However, when we seek an $I(0)$ balanced re-parameterization, we discover additional requirements. In the ECM re-parameterization:

(16) $$ \begin{align} \Delta y_{t} = \alpha_0 + \gamma (y_{t-1} + \kappa_1 x_{t-1}) + \kappa_0 \Delta x_{t} + \epsilon_{t}, \end{align} $$

the regressand is $I(0)$ but in order for the regressors to be collectively $I(0)$ , it must either be the case that $(y_{t-1} + \kappa _1 x_{1t-1})\sim ~I(0)$ or $\gamma =0$ . The first case implies Y and X cointegrate. The second case implies the appropriate equation is the FD model:

(17) $$ \begin{align} \Delta y_{t} = \alpha_0 + \kappa_0 \Delta x_{t} + \epsilon_{t}. \end{align} $$

Similarly, if $y_{t}\sim ~I(1)$ , $x_{1t}\sim ~I(1)$ and $x_{2t}\sim ~I(0)$ , the ADL(1,1) is balanced:

(18) $$ \begin{align} y_{t} = \rho y_{t-1} + \beta_0 + \beta_1 x_{1t} + \beta_2 x_{1t-1} + \beta_3 x_{2t} + \beta_4 x_{2t-1} + \epsilon_{t}. \end{align} $$

The LHS is $I(1)$ , and the RHS is $I(1)$ because $x_{1t}$ and $y_{t-1}$ are independently and collectively $I(1)$ . However, the following ECM re-parameterization with a $I(0)$ regressand:

(19) $$ \begin{align} \Delta y_{t} = \alpha_0 + \gamma (y_{t-1} + \kappa_1 x_{1t-1}) + \kappa_0 \Delta x_{1t} + \beta_3 x_{2t} + \beta_4 x_{2t-1} + \epsilon_{t}, \end{align} $$

requires either $y_{t-1} + \kappa _1 x_{1t-1}\sim ~I(0)$ (cointegration) or $\gamma =0$ to obtain $I(0)$ balance.

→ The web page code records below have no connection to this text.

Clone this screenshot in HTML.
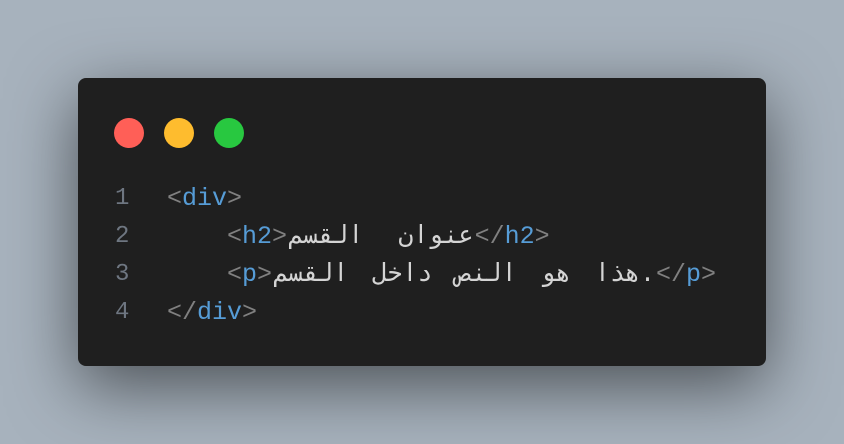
<!DOCTYPE html>
<html><head><meta charset="utf-8"><style>
html,body{margin:0;width:844px;height:444px;overflow:hidden;background:#a7b2bd;}
.card{position:absolute;left:78px;top:78px;width:688px;height:288px;background:#1f1f1f;border-radius:8px;box-shadow:0 20px 68px rgba(0,0,0,0.55);}
.dot{position:absolute;top:40px;width:30px;height:30px;border-radius:50%;}
.code{position:absolute;left:0;top:102px;font-family:"Liberation Mono","DejaVu Sans Mono",monospace;font-size:25px;line-height:38px;color:#d4d4d4;white-space:pre;}
.ln{position:absolute;left:37px;width:30px;color:#6e7681;font-size:24px;}
.l{position:absolute;left:89px;}
.b{color:#808080}.t{color:#569cd6}
.a2{word-spacing:20px;padding:0 1px}
.a3{word-spacing:9px;padding:0 1px}
</style></head><body>
<div class="card">
<div class="dot" style="left:36px;background:#ff5f57"></div>
<div class="dot" style="left:86px;background:#febc2e"></div>
<div class="dot" style="left:136px;background:#28c840"></div>
<div class="code">
<div class="ln" style="top:0">1</div><div class="l" style="top:0"><span class="b">&lt;</span><span class="t">div</span><span class="b">&gt;</span></div>
<div class="ln" style="top:38px">2</div><div class="l" style="top:38px">    <span class="b">&lt;</span><span class="t">h2</span><span class="b">&gt;</span><span class="a2">عنوان القسم</span><span class="b">&lt;/</span><span class="t">h2</span><span class="b">&gt;</span></div>
<div class="ln" style="top:76px">3</div><div class="l" style="top:76px">    <span class="b">&lt;</span><span class="t">p</span><span class="b">&gt;</span><span class="a3">هذا هو النص داخل القسم.</span><span class="b">&lt;/</span><span class="t">p</span><span class="b">&gt;</span></div>
<div class="ln" style="top:114px">4</div><div class="l" style="top:114px"><span class="b">&lt;/</span><span class="t">div</span><span class="b">&gt;</span></div>
</div>
</div>
</body></html>
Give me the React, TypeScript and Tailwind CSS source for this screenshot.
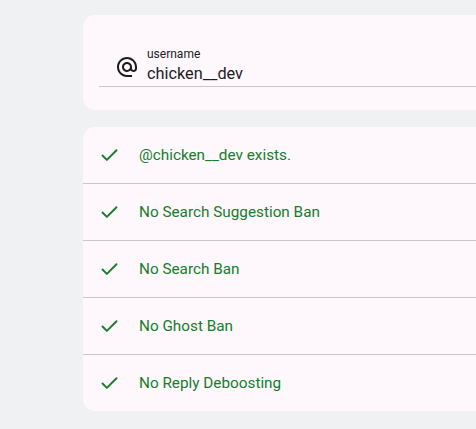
import { Check } from 'lucide-react';

const checks = [
  '@chicken__dev exists.',
  'No Search Suggestion Ban',
  'No Search Ban',
  'No Ghost Ban',
  'No Reply Deboosting',
];

function AtIcon() {
  return (
    <svg width="24" height="24" viewBox="0 0 24 24" fill="currentColor">
      <path d="M12 2C6.48 2 2 6.48 2 12s4.48 10 10 10h5v-2h-5c-4.34 0-8-3.66-8-8s3.66-8 8-8 8 3.66 8 8v1.43c0 .79-.71 1.57-1.5 1.57s-1.5-.78-1.5-1.57V12c0-2.76-2.24-5-5-5s-5 2.24-5 5 2.24 5 5 5c1.38 0 2.64-.56 3.54-1.47.65.89 1.77 1.47 2.96 1.47 1.97 0 3.5-1.6 3.5-3.57V12c0-5.52-4.48-10-10-10zm0 13c-1.66 0-3-1.34-3-3s1.34-3 3-3 3 1.34 3 3-1.34 3-3 3z" />
    </svg>
  );
}

export default function App() {
  return (
    <div className="w-screen h-screen overflow-hidden bg-[#eff1f2] font-['Roboto','Noto_Sans',sans-serif]">
      <div className="ml-[83px] w-[520px] pt-[15px] flex flex-col gap-[17px]">
        <div className="rounded-xl bg-[#fef8fc] px-4 pt-[16px] pb-[23px]">
          <div className="h-14 flex items-start pt-[15px] border-b border-[#cbc6cc] text-[#1d1b1f]">
            <div className="flex items-center">
              <div className="pl-4 pr-2 pt-px">
                <AtIcon />
              </div>
              <div className="flex flex-col">
                <span className="text-[12px] leading-4 text-[#1d1b20]">username</span>
                <span className="text-[16.3px] leading-6">chicken__dev</span>
              </div>
            </div>
          </div>
        </div>

        <div className="rounded-xl bg-[#fef8fc] flex flex-col">
          {checks.map((label, i) => (
            <div
              key={label}
              className={`flex items-center pl-4 gap-[19px] text-[#157d2c] ${
                i < checks.length - 1 ? 'border-b border-[#c8c7ca] h-[57px]' : 'h-14'
              }`}
            >
              <Check size={21} strokeWidth={2.2} />
              <span className="text-[15.3px] leading-5">{label}</span>
            </div>
          ))}
        </div>
      </div>
    </div>
  );
}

If the regressand is $I(d>0)$ but the regressors are collectively of some other order of integration, you do not have balance. For example, if $y_{t}\sim ~I(1)$ , $x_{1t}\sim ~I(1),$ and $x_{2t}\sim ~I(1)$ , the model:

(20) $$ \begin{align} y_{t} = \beta_0 + \beta_1 x_{1t} + \beta_2 x_{2t} + \epsilon_{t} \end{align} $$

is not balanced if $x_{1t}$ and $x_{2t}$ cointegrate to be $I(0)$ .

As discussed, empirically determining the order of integration and cointegration can be difficult. There are a number of tests for both, and their appropriateness depends on assumptions about the deterministic elements in the DGP (e.g., structural breaks and trending) (Webb et al. Reference Webb, Linn and Lebo2020). Enders (Reference Enders2004) provides a procedure to follow when testing the order of integration. These procedures are useful, but testing is complicated by the low power of these tests when T is small and by the possibility of contradictory results. Fortunately, there have been recent advances in this area. If the empirical evidence is relatively unambiguous that the regressand is $I(1)$ , but the order of integration of the regressors is unknown, the researcher can use the bounds procedure described by Pesaran et al. (Reference Pesaran, Shin and Smith2001) and Philips (Reference Philips2018) to determine if the regressors cointegrate with the lag of the regressand to produce a balanced model. Further, Webb et al. (Reference Webb, Linn and Lebo2019) outline a bounds approach to test for cointegration between the regressand and regressors when the order of integration of one or both are unknown. A key feature of the bounds approach described in Webb et al. (Reference Webb, Linn and Lebo2020) is that it is not necessary to know what type of equilibrium (cointegrating or stationary) is being tested. There are two trade-offs for this advantage. The first is that the bounds tests can produce indeterminate results. The second is that determining if there is a long-run equilibrium relationship leaves the practitioner without knowledge of the nature of that relationship. The concept of balance may be of assistance here both when interpreting traditional tests and bounds procedures.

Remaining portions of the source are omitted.